Arkansas' corn plantings may exceed 600,000 acres in 2012, up from 560,000 acres last year, University of Arkansas agricultural economist says; cotton plantings to fall to 619,000 acres, down from 680,000 acres

Andrew Rogers

Andrew Rogers

Mar 9, 2012 – Associated Press

JONESBORO, Arkansas , March 9, 2012 () – For the 2012 crop year, corn and cotton acreage in Arkansas may converge at the 600,000-acre mark, but from different directions, according to Scott Stiles of Jonesboro, Extension economist for the University of Arkansas System Division of Agriculture.

"The recent National Cotton Council survey indicated that Arkansas' 2012 cotton acreage may dip to 619,000, down from 680,000 last year," Stiles told the University of Arkansas Extension service. "Questions remain as to how many corn acres we will gain in the state. Last year we had 560,000. The most recent high in corn acreage was 610,000 in 2007."

In northeast Arkansas, particularly east of Crowley's Ridge, cotton has always been king and in all likelihood will remain so, officials said.

"Right now what we are seeing is that for our farmers they will grow about what they did in 2011," said Maeleisa Finch, manager of the Kiech-Shauver-Miller gin in Monette. "We've seen a dip in the cotton market recently, but there is still time for growers to get their plans made and everything set for spring planting."

She said most of the folks with whom she has talked also believe there won't be a drastic change in cotton acres in this part of the state. Some have even said there may be a slight increase, particularly if the market increases.

Last year's cotton crop was up in acres from the previous year, and yield was off a little on a per-acre basis, largely because of a cool spell in late August when cotton really needed the heat to set the top crop.

Finch said a crop consultant told her the top crop didn't finish off like it should have.

"He told me that before the cool spell hit, we were sitting on a crop as good as the previous year," Finch said. "I'm hoping this year we all have it a little easier."

While state officials predict a dip in cotton acres and a rise of corn, mostly in southern Arkansas, Finch and others believe the crop will remain stable in this part of the state, where corn is generally a rotation crop.

"We're really set up for cotton in this part of the state," Finch said.
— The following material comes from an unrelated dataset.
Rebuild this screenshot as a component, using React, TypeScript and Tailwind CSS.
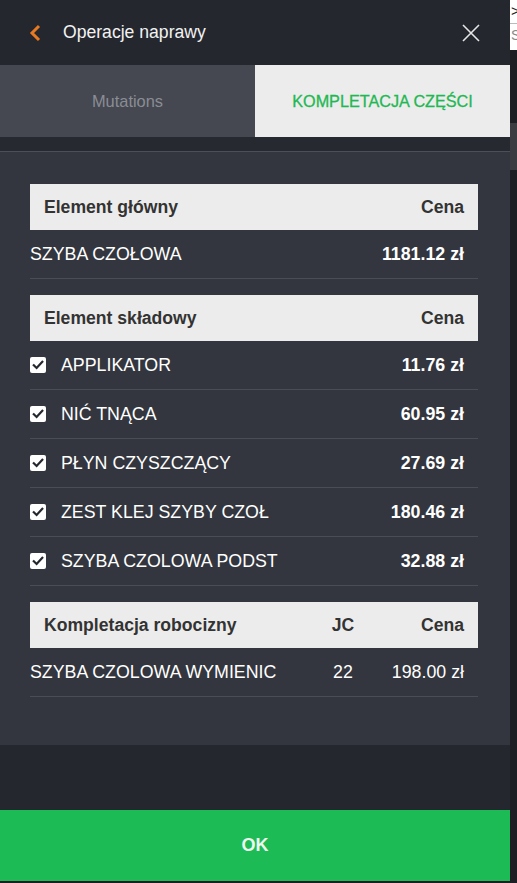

And if the market stays above 90 cents a pound, there should be no negative changes in acreage here.

Andy Vangilder of Piggott, Extension staff chairman in Clay County, said: "It's looking like we'll see about the same, maybe a little more."

But he believes that will be affected by price.

"If corn shoots up and cotton drops off, I think we will see a few more acres of corn," he said. "Our cotton guys tell me they will plant about the same as last year."

Finch noted that like other growers in Arkansas agriculture, cotton producers are fighting pigweed and higher costs across the board.

Even though the cotton market dipped a little, area officials are seeing positive signs with December futures at 91.64 and potentially rising.

Finch said everyone in the cotton business is watching China and West Texas.

China is a major buyer of cotton, and West Texas a major cotton producer that has experienced drought and irrigation difficulties. If China buys more cotton, and West Texas grows fewer acres, then there should be a positive swing in cotton prices and likely in Arkansas acres grown.

The U.S. Department of Agriculture is surveying farmers to learn what their planting intentions are for 2012. Its prospective plantings report will be released March 30.

"Growers that have a few years' experience with corn say it's much easier to manage than cotton," Stiles said.

The economist said that Arkansas farmers may be seeing big dollar signs, thinking "the mild winter may be a precursor to heavy insect pressure in cotton. Our budgets given today's prices favor corn over competing crops.

"Corn may also be picking up acres as a result of pigweed resistance," Stiles added. For decades there has been a broader array of herbicides for corn than cotton.

Stiles said there are indications from agronomists, agents and seed vendors that "we'll exceed the 2007 modern-day high for corn acres in the state."

If the state hits 650,000 acres, "this year will be the first time since 1940 that corn acres exceeded cotton acres in Arkansas," he added.